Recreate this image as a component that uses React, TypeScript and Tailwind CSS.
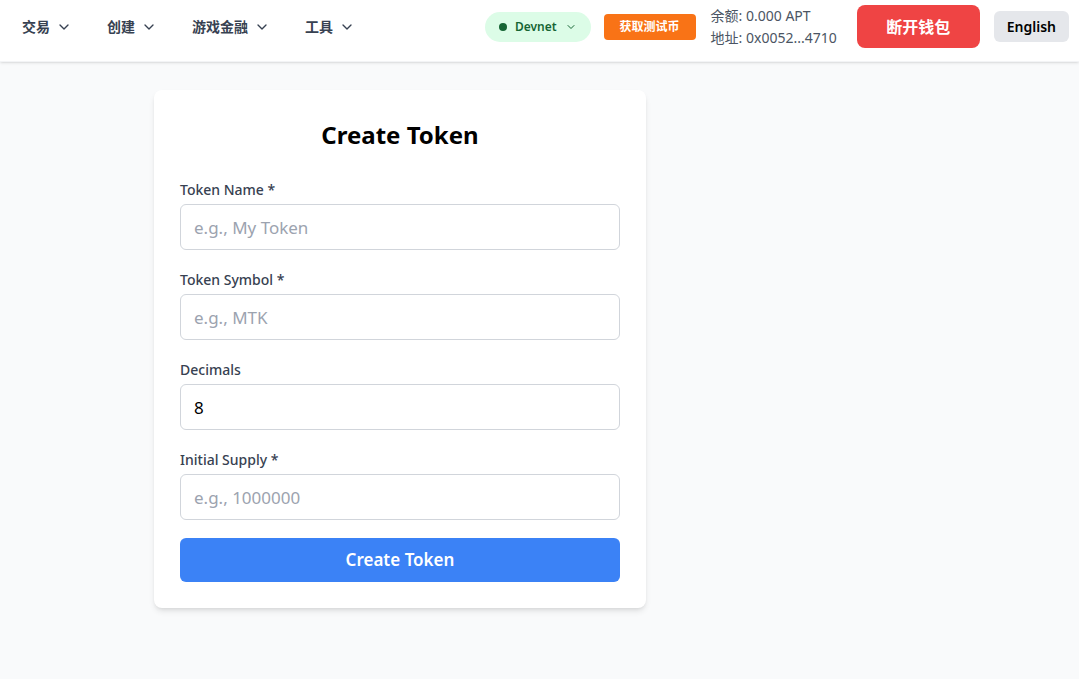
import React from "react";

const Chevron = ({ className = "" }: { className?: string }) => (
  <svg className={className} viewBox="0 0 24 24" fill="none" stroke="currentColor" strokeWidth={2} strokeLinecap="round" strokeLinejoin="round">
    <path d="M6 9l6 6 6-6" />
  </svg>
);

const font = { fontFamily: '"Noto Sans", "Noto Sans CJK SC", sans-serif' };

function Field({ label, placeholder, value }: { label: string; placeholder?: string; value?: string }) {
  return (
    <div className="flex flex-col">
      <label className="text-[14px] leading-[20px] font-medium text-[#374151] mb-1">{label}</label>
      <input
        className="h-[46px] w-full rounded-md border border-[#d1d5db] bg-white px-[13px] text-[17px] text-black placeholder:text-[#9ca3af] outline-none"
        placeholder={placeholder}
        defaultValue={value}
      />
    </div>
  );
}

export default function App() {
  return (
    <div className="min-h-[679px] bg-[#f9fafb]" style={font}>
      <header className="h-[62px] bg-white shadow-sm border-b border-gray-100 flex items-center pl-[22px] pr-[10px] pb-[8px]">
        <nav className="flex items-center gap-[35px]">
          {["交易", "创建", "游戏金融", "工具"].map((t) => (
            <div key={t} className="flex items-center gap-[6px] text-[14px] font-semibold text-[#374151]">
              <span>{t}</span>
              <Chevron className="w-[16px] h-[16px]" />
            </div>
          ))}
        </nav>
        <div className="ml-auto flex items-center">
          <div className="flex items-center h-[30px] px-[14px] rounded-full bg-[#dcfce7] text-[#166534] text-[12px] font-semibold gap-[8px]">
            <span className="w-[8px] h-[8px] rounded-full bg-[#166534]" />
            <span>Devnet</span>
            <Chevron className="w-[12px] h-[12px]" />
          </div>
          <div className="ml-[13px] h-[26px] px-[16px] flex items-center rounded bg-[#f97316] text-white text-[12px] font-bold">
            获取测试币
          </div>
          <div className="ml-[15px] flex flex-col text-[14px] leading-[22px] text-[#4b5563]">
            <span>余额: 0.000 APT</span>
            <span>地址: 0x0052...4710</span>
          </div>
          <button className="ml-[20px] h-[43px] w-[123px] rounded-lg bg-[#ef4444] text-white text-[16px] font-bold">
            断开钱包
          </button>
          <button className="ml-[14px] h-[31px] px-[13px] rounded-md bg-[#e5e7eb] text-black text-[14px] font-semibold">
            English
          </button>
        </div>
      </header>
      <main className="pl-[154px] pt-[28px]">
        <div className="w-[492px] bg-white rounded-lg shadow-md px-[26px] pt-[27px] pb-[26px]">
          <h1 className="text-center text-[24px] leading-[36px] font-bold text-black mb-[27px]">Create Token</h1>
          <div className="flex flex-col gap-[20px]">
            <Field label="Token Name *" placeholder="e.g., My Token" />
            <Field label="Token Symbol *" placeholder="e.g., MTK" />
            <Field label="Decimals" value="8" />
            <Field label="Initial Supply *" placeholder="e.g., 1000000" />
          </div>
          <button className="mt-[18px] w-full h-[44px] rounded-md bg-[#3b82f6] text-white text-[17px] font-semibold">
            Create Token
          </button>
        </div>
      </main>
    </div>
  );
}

--*--

# [TASK STATEMENT]
Reproduce all of the data exactly, omitting each picture it holds.

# [EXERCISE ANSWER]
Recreate this image as a component that uses React, TypeScript and Tailwind CSS.
import React from "react";

const Chevron = ({ className = "" }: { className?: string }) => (
  <svg className={className} viewBox="0 0 24 24" fill="none" stroke="currentColor" strokeWidth={2} strokeLinecap="round" strokeLinejoin="round">
    <path d="M6 9l6 6 6-6" />
  </svg>
);

const font = { fontFamily: '"Noto Sans", "Noto Sans CJK SC", sans-serif' };

function Field({ label, placeholder, value }: { label: string; placeholder?: string; value?: string }) {
  return (
    <div className="flex flex-col">
      <label className="text-[14px] leading-[20px] font-medium text-[#374151] mb-1">{label}</label>
      <input
        className="h-[46px] w-full rounded-md border border-[#d1d5db] bg-white px-[13px] text-[17px] text-black placeholder:text-[#9ca3af] outline-none"
        placeholder={placeholder}
        defaultValue={value}
      />
    </div>
  );
}

export default function App() {
  return (
    <div className="min-h-[679px] bg-[#f9fafb]" style={font}>
      <header className="h-[62px] bg-white shadow-sm border-b border-gray-100 flex items-center pl-[22px] pr-[10px] pb-[8px]">
        <nav className="flex items-center gap-[35px]">
          {["交易", "创建", "游戏金融", "工具"].map((t) => (
            <div key={t} className="flex items-center gap-[6px] text-[14px] font-semibold text-[#374151]">
              <span>{t}</span>
              <Chevron className="w-[16px] h-[16px]" />
            </div>
          ))}
        </nav>
        <div className="ml-auto flex items-center">
          <div className="flex items-center h-[30px] px-[14px] rounded-full bg-[#dcfce7] text-[#166534] text-[12px] font-semibold gap-[8px]">
            <span className="w-[8px] h-[8px] rounded-full bg-[#166534]" />
            <span>Devnet</span>
            <Chevron className="w-[12px] h-[12px]" />
          </div>
          <div className="ml-[13px] h-[26px] px-[16px] flex items-center rounded bg-[#f97316] text-white text-[12px] font-bold">
            获取测试币
          </div>
          <div className="ml-[15px] flex flex-col text-[14px] leading-[22px] text-[#4b5563]">
            <span>余额: 0.000 APT</span>
            <span>地址: 0x0052...4710</span>
          </div>
          <button className="ml-[20px] h-[43px] w-[123px] rounded-lg bg-[#ef4444] text-white text-[16px] font-bold">
            断开钱包
          </button>
          <button className="ml-[14px] h-[31px] px-[13px] rounded-md bg-[#e5e7eb] text-black text-[14px] font-semibold">
            English
          </button>
        </div>
      </header>
      <main className="pl-[154px] pt-[28px]">
        <div className="w-[492px] bg-white rounded-lg shadow-md px-[26px] pt-[27px] pb-[26px]">
          <h1 className="text-center text-[24px] leading-[36px] font-bold text-black mb-[27px]">Create Token</h1>
          <div className="flex flex-col gap-[20px]">
            <Field label="Token Name *" placeholder="e.g., My Token" />
            <Field label="Token Symbol *" placeholder="e.g., MTK" />
            <Field label="Decimals" value="8" />
            <Field label="Initial Supply *" placeholder="e.g., 1000000" />
          </div>
          <button className="mt-[18px] w-full h-[44px] rounded-md bg-[#3b82f6] text-white text-[17px] font-semibold">
            Create Token
          </button>
        </div>
      </main>
    </div>
  );
}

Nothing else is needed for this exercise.